_Dataset extract_
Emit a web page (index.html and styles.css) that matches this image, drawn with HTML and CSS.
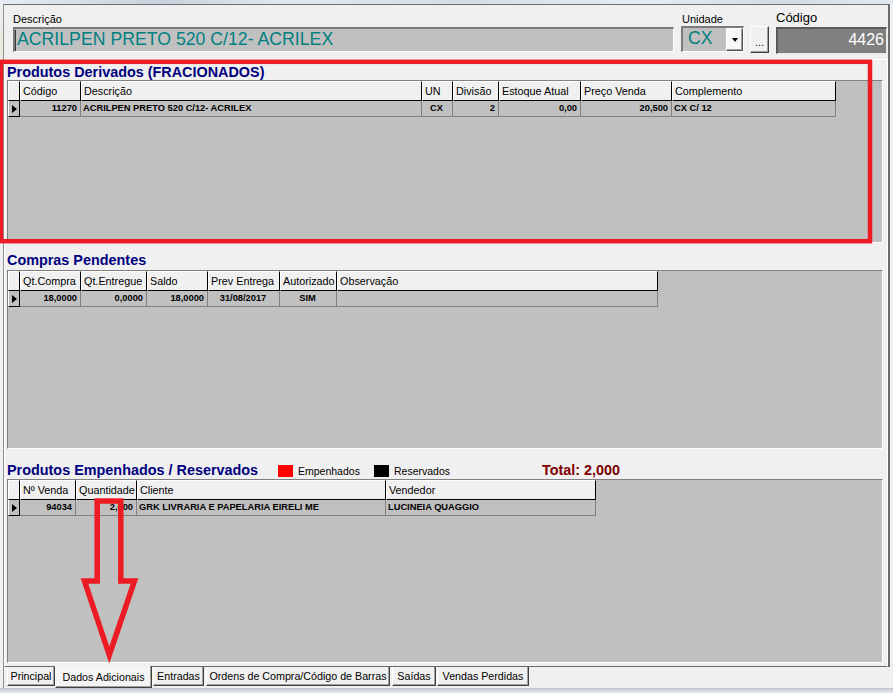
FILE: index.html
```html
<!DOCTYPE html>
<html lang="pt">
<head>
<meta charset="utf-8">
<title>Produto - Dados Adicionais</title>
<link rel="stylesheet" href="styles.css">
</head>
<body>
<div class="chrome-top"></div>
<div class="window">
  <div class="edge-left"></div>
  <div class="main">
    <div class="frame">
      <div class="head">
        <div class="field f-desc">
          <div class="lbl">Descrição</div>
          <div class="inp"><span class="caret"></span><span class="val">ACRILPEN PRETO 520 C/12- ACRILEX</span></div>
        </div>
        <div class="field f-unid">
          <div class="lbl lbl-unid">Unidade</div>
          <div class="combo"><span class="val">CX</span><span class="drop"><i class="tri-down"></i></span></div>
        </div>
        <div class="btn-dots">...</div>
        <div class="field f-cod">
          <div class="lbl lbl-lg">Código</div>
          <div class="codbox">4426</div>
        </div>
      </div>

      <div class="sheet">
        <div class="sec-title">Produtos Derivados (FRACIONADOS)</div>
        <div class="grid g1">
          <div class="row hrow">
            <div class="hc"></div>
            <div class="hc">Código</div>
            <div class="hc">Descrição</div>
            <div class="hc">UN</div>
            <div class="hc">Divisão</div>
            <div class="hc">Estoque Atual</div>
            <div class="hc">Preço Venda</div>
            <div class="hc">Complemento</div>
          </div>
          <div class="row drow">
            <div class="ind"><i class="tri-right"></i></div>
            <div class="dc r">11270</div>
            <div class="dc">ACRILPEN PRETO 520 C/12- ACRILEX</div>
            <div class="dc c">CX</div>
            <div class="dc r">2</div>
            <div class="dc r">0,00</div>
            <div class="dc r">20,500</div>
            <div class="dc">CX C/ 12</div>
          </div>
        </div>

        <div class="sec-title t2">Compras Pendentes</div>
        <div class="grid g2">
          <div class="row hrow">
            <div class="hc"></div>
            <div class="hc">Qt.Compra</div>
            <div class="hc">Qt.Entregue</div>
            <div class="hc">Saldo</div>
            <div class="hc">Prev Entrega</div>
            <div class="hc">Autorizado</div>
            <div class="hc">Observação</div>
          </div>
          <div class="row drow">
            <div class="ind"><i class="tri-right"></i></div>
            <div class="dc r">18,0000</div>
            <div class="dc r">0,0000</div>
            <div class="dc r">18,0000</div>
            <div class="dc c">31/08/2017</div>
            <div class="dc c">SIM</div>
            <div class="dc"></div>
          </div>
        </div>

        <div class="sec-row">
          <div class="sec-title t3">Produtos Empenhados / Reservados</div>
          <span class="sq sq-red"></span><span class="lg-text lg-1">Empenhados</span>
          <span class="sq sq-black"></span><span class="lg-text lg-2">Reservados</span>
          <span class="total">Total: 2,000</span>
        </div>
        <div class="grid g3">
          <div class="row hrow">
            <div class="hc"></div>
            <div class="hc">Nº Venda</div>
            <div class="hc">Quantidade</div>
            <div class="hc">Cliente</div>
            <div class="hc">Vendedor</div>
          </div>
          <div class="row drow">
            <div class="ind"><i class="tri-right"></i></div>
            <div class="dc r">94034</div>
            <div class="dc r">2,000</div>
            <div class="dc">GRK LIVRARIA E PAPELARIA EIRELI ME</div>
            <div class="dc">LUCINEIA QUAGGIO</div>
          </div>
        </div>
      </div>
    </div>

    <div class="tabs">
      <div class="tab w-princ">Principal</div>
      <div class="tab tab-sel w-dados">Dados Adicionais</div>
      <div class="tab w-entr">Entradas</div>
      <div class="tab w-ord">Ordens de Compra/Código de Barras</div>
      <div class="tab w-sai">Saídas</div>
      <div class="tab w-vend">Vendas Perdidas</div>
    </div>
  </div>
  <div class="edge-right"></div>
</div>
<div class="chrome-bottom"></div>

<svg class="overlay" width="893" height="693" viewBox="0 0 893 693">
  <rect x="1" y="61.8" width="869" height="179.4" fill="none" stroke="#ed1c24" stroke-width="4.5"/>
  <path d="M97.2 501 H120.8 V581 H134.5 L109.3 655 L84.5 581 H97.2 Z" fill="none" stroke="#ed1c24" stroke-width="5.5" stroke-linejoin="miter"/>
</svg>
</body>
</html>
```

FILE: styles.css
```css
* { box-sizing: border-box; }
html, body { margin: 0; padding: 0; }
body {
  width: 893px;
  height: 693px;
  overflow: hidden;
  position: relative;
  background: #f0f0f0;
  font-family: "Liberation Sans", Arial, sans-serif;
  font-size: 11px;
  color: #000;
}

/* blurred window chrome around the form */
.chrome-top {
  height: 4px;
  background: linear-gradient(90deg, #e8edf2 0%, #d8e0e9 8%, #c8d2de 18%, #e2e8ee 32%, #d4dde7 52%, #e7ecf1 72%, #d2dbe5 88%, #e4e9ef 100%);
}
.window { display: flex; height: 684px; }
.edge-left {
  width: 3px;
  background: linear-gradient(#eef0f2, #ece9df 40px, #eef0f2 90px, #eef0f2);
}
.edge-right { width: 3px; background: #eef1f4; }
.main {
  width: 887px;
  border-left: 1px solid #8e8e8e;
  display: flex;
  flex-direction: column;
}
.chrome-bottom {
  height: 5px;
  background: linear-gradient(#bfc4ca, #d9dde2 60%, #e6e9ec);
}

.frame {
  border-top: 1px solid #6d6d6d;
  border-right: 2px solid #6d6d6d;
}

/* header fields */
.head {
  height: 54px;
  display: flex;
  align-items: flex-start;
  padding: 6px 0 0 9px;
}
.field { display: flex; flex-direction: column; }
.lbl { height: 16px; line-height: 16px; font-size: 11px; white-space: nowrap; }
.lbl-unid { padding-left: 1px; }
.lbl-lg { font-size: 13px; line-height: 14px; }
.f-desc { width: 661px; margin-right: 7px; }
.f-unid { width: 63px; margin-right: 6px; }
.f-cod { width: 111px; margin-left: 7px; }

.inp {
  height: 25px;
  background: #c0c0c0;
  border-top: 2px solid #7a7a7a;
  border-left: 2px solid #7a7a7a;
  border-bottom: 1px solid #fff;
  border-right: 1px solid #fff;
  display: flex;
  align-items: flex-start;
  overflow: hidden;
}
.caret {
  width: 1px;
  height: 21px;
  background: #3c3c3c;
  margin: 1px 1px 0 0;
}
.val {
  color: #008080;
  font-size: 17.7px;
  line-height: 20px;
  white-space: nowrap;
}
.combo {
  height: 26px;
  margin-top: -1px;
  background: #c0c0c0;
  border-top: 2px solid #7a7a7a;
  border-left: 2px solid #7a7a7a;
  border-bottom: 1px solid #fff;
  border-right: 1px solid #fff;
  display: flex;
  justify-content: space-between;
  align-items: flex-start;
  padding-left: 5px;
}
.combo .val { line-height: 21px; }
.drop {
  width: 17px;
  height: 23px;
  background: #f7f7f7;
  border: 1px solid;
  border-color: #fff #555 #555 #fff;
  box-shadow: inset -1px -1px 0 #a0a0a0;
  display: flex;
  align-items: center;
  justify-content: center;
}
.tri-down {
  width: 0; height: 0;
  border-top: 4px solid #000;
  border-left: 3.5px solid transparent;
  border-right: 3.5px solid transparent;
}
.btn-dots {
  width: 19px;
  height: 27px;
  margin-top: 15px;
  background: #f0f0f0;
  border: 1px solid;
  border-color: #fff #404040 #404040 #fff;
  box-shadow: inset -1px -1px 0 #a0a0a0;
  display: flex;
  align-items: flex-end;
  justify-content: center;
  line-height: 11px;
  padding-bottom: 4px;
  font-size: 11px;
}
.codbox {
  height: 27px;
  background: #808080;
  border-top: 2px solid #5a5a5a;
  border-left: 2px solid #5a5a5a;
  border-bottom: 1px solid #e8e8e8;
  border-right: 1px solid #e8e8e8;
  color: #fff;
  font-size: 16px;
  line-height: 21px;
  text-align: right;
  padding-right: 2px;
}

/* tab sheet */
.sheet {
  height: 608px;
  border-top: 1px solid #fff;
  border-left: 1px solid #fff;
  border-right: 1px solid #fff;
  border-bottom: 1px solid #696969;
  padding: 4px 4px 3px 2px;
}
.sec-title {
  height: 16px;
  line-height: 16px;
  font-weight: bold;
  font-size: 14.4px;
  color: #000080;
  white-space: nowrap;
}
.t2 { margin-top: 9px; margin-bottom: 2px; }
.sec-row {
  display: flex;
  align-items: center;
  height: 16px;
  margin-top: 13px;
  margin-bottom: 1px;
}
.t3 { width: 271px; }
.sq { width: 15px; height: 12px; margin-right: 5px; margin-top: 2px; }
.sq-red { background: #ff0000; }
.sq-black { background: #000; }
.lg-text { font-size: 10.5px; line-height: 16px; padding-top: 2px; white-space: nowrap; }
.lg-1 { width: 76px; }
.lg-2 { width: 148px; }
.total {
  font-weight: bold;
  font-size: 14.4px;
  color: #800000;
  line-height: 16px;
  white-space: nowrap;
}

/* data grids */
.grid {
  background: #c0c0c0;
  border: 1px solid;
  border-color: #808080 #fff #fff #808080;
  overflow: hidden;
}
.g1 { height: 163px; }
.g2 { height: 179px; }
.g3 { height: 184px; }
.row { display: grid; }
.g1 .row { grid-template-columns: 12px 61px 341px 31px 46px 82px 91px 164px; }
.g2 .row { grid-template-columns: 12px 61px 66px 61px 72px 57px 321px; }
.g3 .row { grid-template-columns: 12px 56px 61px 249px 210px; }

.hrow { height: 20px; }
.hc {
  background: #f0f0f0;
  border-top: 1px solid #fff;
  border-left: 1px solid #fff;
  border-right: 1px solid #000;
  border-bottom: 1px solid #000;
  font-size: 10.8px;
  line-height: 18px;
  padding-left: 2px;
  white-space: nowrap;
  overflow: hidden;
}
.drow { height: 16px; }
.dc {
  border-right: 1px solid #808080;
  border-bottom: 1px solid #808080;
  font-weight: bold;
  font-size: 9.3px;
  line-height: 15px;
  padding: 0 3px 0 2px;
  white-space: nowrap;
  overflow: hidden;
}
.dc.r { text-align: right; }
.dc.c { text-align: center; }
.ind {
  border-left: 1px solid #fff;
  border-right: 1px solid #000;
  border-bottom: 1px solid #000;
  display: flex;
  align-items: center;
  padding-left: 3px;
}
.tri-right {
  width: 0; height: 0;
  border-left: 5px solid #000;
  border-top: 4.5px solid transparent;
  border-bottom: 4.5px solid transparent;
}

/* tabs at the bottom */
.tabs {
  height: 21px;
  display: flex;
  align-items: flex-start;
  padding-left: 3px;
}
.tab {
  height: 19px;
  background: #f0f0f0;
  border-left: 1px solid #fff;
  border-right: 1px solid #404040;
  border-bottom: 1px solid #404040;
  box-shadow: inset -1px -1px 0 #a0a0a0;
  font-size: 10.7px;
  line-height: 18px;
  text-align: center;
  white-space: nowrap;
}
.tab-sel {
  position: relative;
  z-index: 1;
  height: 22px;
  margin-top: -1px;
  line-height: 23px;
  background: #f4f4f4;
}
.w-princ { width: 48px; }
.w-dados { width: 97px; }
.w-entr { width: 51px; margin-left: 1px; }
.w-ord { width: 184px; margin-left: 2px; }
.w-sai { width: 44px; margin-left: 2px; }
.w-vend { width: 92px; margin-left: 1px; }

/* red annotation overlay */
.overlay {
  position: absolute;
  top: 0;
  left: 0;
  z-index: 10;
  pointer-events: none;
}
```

_What the exercise asks_
Collect the lines of the data that carry the word "index".

_Exercise solution_
Emit a web page (index.html and styles.css) that matches this image, drawn with HTML and CSS.
FILE: index.html
  z-index: 1;
  z-index: 10;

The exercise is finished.